国境を越えた絆が、子供たちの名前として刻まれていることに深く感動します。
名前に込められた思い
単に日本の言葉を選んだだけではありません。 そこには、父親としての切なる願いが込められています。
長男の「フーシー(富士)」という名前には、「男の子として、富士山のように困難を克服する力強さを持ってほしい」という願いが託されています。
日本一の山のように堂々と、逆境に負けない強い心を持ってほしいという父の祈りでしょう。
一方、長女の「アンダオ(桜)」には、「女の子として、桜のように美しくしとやかに育ってほしい」という思いが込められています。
日本を象徴する花である桜のように、周囲に愛され、優しさを持つ女性になってほしいという願いです。
また、これらの名前は平和への祈りでもあります。
戦後の平和国家として歩んだ日本の象徴を名前にすることで、戦争の悲劇を二度と繰り返さないというメッセージを次世代に託しているのかもしれません。
映画『ドクちゃん ―フジとサクラにつなぐ愛―』
グエン・ドクさんとその家族の「今」を追ったドキュメンタリー映画『ドクちゃん ―フジとサクラにつなぐ愛―』が、2024年5月3日に日本で公開されました。

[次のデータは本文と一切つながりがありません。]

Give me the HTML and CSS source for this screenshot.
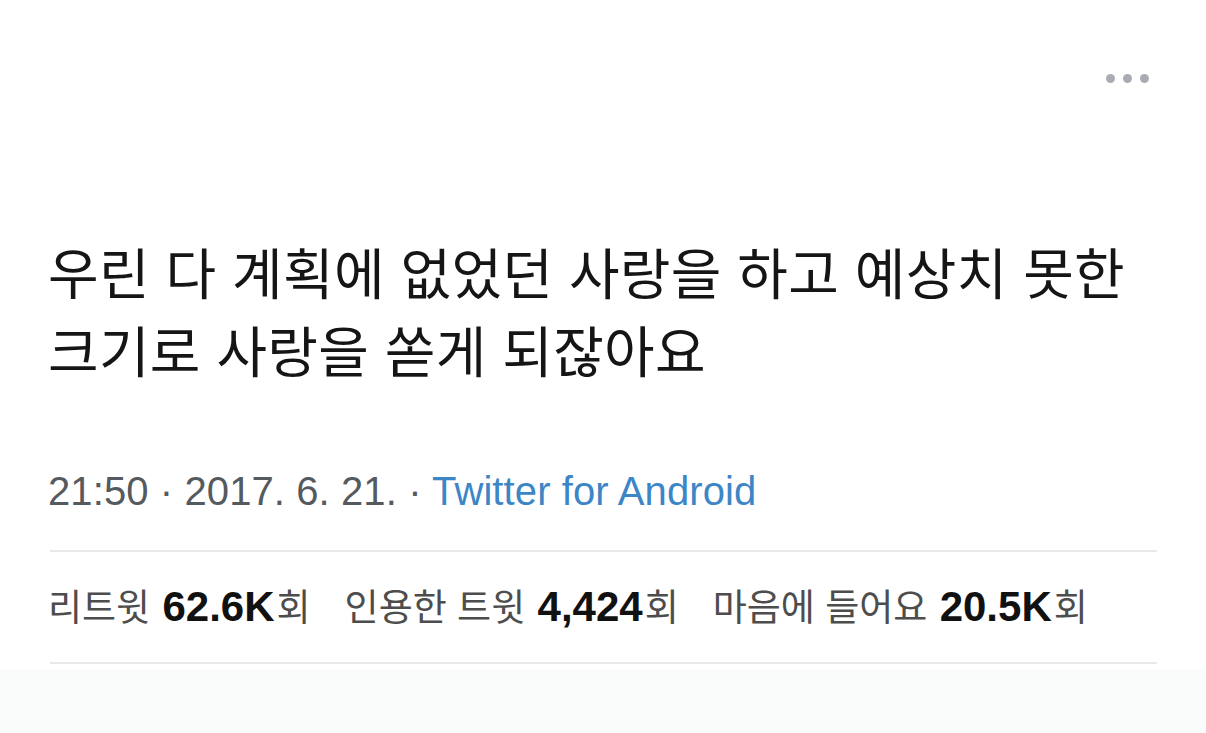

この映画は、日越外交関係樹立50周年、そしてあの大手術から35年という節目の年を記念して制作されたものです。
映画が描く家族の姿
川畑耕平監督がメガホンをとったこの映画では、私たちが教科書やニュースで知る「歴史上の人物」としてのドクさんではなく、一人の夫であり、父親である「人間・ドクさん」の姿が映し出されています。
スクリーンに映るのは、43歳になったドクさんのありのままの日常です。
排尿バッグを装着し、自身の健康不安と闘いながらも、家族のために働く姿。 そして、双子の子供たち、フジくんとサクラちゃんの成長を見守る優しい眼差しが描かれています。
特に印象的なのは、子供たちがドクさんの誕生日をお祝いするシーンではないでしょうか。
子供たちからのメッセージを受け取り、ドクさんが涙をぬぐう場面は、見る者の涙を誘います。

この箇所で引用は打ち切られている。